__Exercise description__:
Without including the pictures, copy out every line below.

__Dataset excerpt__:
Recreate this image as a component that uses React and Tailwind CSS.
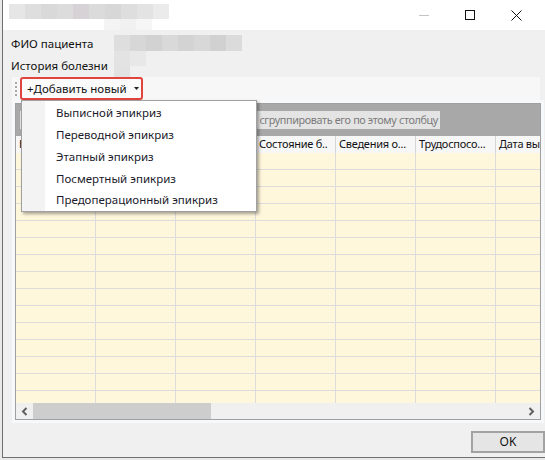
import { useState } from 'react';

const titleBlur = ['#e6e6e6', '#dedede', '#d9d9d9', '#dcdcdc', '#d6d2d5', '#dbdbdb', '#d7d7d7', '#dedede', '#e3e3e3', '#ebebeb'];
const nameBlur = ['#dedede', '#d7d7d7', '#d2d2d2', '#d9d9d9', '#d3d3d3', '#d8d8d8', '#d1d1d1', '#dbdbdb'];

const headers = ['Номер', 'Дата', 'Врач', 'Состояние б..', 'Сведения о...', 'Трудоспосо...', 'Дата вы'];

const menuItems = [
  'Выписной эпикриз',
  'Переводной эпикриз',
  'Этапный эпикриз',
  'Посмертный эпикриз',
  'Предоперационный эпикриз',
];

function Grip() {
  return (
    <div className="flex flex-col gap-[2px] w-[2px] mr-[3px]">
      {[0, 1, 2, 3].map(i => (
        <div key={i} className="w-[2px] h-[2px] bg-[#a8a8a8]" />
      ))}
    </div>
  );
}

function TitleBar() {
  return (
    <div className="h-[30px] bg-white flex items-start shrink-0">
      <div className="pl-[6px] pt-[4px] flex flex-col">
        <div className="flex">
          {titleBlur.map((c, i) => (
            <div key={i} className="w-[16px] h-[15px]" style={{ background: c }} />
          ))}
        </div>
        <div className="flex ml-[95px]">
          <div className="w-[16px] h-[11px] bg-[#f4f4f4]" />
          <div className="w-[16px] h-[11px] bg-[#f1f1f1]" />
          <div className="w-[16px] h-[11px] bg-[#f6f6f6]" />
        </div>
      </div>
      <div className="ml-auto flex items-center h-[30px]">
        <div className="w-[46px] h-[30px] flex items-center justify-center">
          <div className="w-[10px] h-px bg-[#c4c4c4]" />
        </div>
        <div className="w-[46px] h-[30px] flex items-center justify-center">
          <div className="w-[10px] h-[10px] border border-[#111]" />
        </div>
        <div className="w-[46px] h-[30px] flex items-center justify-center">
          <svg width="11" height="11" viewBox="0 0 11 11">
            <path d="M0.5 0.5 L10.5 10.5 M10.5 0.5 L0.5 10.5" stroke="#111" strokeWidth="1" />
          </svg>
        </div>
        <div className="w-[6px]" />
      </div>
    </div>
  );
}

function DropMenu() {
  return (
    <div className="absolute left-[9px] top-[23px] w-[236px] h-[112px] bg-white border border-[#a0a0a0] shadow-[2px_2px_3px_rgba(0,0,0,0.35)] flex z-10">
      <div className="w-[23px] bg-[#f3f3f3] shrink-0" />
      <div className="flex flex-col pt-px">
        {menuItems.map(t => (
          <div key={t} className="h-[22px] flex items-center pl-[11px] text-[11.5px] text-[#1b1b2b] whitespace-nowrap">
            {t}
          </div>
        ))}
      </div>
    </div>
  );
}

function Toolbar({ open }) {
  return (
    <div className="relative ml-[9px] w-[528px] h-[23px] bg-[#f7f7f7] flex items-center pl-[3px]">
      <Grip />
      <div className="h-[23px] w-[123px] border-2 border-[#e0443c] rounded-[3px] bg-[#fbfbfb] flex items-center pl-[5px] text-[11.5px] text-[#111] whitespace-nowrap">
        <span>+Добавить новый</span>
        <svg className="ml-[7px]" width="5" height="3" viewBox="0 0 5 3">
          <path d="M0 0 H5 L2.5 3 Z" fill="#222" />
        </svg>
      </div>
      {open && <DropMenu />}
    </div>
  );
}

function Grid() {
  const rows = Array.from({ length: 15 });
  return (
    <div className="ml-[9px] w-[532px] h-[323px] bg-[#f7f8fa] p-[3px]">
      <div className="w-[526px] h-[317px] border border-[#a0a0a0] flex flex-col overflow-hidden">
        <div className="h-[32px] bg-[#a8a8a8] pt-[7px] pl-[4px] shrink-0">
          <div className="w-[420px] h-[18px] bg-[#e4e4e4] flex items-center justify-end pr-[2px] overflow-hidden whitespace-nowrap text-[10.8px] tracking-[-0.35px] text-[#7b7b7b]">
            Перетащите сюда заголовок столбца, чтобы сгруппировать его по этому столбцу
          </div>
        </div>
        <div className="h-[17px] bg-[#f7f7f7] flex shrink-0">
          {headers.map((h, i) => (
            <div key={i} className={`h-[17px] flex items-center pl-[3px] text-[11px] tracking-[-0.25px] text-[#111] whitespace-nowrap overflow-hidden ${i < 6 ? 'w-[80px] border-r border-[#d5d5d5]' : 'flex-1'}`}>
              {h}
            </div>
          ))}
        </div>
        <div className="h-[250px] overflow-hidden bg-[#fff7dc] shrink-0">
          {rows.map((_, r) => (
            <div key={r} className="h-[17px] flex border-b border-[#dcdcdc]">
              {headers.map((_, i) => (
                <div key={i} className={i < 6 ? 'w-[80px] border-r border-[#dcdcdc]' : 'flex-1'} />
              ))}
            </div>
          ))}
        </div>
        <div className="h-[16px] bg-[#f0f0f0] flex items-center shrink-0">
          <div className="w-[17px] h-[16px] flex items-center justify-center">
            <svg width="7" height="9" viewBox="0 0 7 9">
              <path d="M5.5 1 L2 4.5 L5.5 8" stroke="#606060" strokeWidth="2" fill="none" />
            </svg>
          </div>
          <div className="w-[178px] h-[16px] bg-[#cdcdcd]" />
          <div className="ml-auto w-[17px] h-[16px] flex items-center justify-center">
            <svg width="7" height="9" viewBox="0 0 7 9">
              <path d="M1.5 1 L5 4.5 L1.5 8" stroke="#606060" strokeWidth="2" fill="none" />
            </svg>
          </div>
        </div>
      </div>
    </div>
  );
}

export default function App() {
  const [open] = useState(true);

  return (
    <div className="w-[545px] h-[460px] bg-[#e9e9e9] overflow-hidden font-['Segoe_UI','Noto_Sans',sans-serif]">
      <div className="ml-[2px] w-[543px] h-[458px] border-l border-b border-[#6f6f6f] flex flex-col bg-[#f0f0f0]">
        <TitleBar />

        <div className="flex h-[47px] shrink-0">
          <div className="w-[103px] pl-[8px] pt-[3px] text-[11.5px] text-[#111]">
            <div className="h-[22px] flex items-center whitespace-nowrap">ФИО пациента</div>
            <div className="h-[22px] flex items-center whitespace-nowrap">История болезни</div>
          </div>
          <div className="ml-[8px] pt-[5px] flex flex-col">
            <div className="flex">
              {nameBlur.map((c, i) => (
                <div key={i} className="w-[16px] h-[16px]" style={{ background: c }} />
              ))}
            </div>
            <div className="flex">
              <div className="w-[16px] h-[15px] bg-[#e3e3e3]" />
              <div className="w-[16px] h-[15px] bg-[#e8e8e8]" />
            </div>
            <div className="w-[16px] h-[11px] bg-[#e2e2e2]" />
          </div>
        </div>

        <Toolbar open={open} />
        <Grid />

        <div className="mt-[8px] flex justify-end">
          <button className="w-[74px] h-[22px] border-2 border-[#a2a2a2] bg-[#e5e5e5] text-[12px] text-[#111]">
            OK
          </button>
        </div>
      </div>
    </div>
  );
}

__Answer to this task__:
Recreate this image as a component that uses React and Tailwind CSS.
import { useState } from 'react';

const titleBlur = ['#e6e6e6', '#dedede', '#d9d9d9', '#dcdcdc', '#d6d2d5', '#dbdbdb', '#d7d7d7', '#dedede', '#e3e3e3', '#ebebeb'];
const nameBlur = ['#dedede', '#d7d7d7', '#d2d2d2', '#d9d9d9', '#d3d3d3', '#d8d8d8', '#d1d1d1', '#dbdbdb'];

const headers = ['Номер', 'Дата', 'Врач', 'Состояние б..', 'Сведения о...', 'Трудоспосо...', 'Дата вы'];

const menuItems = [
  'Выписной эпикриз',
  'Переводной эпикриз',
  'Этапный эпикриз',
  'Посмертный эпикриз',
  'Предоперационный эпикриз',
];

function Grip() {
  return (
    <div className="flex flex-col gap-[2px] w-[2px] mr-[3px]">
      {[0, 1, 2, 3].map(i => (
        <div key={i} className="w-[2px] h-[2px] bg-[#a8a8a8]" />
      ))}
    </div>
  );
}

function TitleBar() {
  return (
    <div className="h-[30px] bg-white flex items-start shrink-0">
      <div className="pl-[6px] pt-[4px] flex flex-col">
        <div className="flex">
          {titleBlur.map((c, i) => (
            <div key={i} className="w-[16px] h-[15px]" style={{ background: c }} />
          ))}
        </div>
        <div className="flex ml-[95px]">
          <div className="w-[16px] h-[11px] bg-[#f4f4f4]" />
          <div className="w-[16px] h-[11px] bg-[#f1f1f1]" />
          <div className="w-[16px] h-[11px] bg-[#f6f6f6]" />
        </div>
      </div>
      <div className="ml-auto flex items-center h-[30px]">
        <div className="w-[46px] h-[30px] flex items-center justify-center">
          <div className="w-[10px] h-px bg-[#c4c4c4]" />
        </div>
        <div className="w-[46px] h-[30px] flex items-center justify-center">
          <div className="w-[10px] h-[10px] border border-[#111]" />
        </div>
        <div className="w-[46px] h-[30px] flex items-center justify-center">
          <svg width="11" height="11" viewBox="0 0 11 11">
            <path d="M0.5 0.5 L10.5 10.5 M10.5 0.5 L0.5 10.5" stroke="#111" strokeWidth="1" />
          </svg>
        </div>
        <div className="w-[6px]" />
      </div>
    </div>
  );
}

function DropMenu() {
  return (
    <div className="absolute left-[9px] top-[23px] w-[236px] h-[112px] bg-white border border-[#a0a0a0] shadow-[2px_2px_3px_rgba(0,0,0,0.35)] flex z-10">
      <div className="w-[23px] bg-[#f3f3f3] shrink-0" />
      <div className="flex flex-col pt-px">
        {menuItems.map(t => (
          <div key={t} className="h-[22px] flex items-center pl-[11px] text-[11.5px] text-[#1b1b2b] whitespace-nowrap">
            {t}
          </div>
        ))}
      </div>
    </div>
  );
}

function Toolbar({ open }) {
  return (
    <div className="relative ml-[9px] w-[528px] h-[23px] bg-[#f7f7f7] flex items-center pl-[3px]">
      <Grip />
      <div className="h-[23px] w-[123px] border-2 border-[#e0443c] rounded-[3px] bg-[#fbfbfb] flex items-center pl-[5px] text-[11.5px] text-[#111] whitespace-nowrap">
        <span>+Добавить новый</span>
        <svg className="ml-[7px]" width="5" height="3" viewBox="0 0 5 3">
          <path d="M0 0 H5 L2.5 3 Z" fill="#222" />
        </svg>
      </div>
      {open && <DropMenu />}
    </div>
  );
}

function Grid() {
  const rows = Array.from({ length: 15 });
  return (
    <div className="ml-[9px] w-[532px] h-[323px] bg-[#f7f8fa] p-[3px]">
      <div className="w-[526px] h-[317px] border border-[#a0a0a0] flex flex-col overflow-hidden">
        <div className="h-[32px] bg-[#a8a8a8] pt-[7px] pl-[4px] shrink-0">
          <div className="w-[420px] h-[18px] bg-[#e4e4e4] flex items-center justify-end pr-[2px] overflow-hidden whitespace-nowrap text-[10.8px] tracking-[-0.35px] text-[#7b7b7b]">
            Перетащите сюда заголовок столбца, чтобы сгруппировать его по этому столбцу
          </div>
        </div>
        <div className="h-[17px] bg-[#f7f7f7] flex shrink-0">
          {headers.map((h, i) => (
            <div key={i} className={`h-[17px] flex items-center pl-[3px] text-[11px] tracking-[-0.25px] text-[#111] whitespace-nowrap overflow-hidden ${i < 6 ? 'w-[80px] border-r border-[#d5d5d5]' : 'flex-1'}`}>
              {h}
            </div>
          ))}
        </div>
        <div className="h-[250px] overflow-hidden bg-[#fff7dc] shrink-0">
          {rows.map((_, r) => (
            <div key={r} className="h-[17px] flex border-b border-[#dcdcdc]">
              {headers.map((_, i) => (
                <div key={i} className={i < 6 ? 'w-[80px] border-r border-[#dcdcdc]' : 'flex-1'} />
              ))}
            </div>
          ))}
        </div>
        <div className="h-[16px] bg-[#f0f0f0] flex items-center shrink-0">
          <div className="w-[17px] h-[16px] flex items-center justify-center">
            <svg width="7" height="9" viewBox="0 0 7 9">
              <path d="M5.5 1 L2 4.5 L5.5 8" stroke="#606060" strokeWidth="2" fill="none" />
            </svg>
          </div>
          <div className="w-[178px] h-[16px] bg-[#cdcdcd]" />
          <div className="ml-auto w-[17px] h-[16px] flex items-center justify-center">
            <svg width="7" height="9" viewBox="0 0 7 9">
              <path d="M1.5 1 L5 4.5 L1.5 8" stroke="#606060" strokeWidth="2" fill="none" />
            </svg>
          </div>
        </div>
      </div>
    </div>
  );
}

export default function App() {
  const [open] = useState(true);

  return (
    <div className="w-[545px] h-[460px] bg-[#e9e9e9] overflow-hidden font-['Segoe_UI','Noto_Sans',sans-serif]">
      <div className="ml-[2px] w-[543px] h-[458px] border-l border-b border-[#6f6f6f] flex flex-col bg-[#f0f0f0]">
        <TitleBar />

        <div className="flex h-[47px] shrink-0">
          <div className="w-[103px] pl-[8px] pt-[3px] text-[11.5px] text-[#111]">
            <div className="h-[22px] flex items-center whitespace-nowrap">ФИО пациента</div>
            <div className="h-[22px] flex items-center whitespace-nowrap">История болезни</div>
          </div>
          <div className="ml-[8px] pt-[5px] flex flex-col">
            <div className="flex">
              {nameBlur.map((c, i) => (
                <div key={i} className="w-[16px] h-[16px]" style={{ background: c }} />
              ))}
            </div>
            <div className="flex">
              <div className="w-[16px] h-[15px] bg-[#e3e3e3]" />
              <div className="w-[16px] h-[15px] bg-[#e8e8e8]" />
            </div>
            <div className="w-[16px] h-[11px] bg-[#e2e2e2]" />
          </div>
        </div>

        <Toolbar open={open} />
        <Grid />

        <div className="mt-[8px] flex justify-end">
          <button className="w-[74px] h-[22px] border-2 border-[#a2a2a2] bg-[#e5e5e5] text-[12px] text-[#111]">
            OK
          </button>
        </div>
      </div>
    </div>
  );
}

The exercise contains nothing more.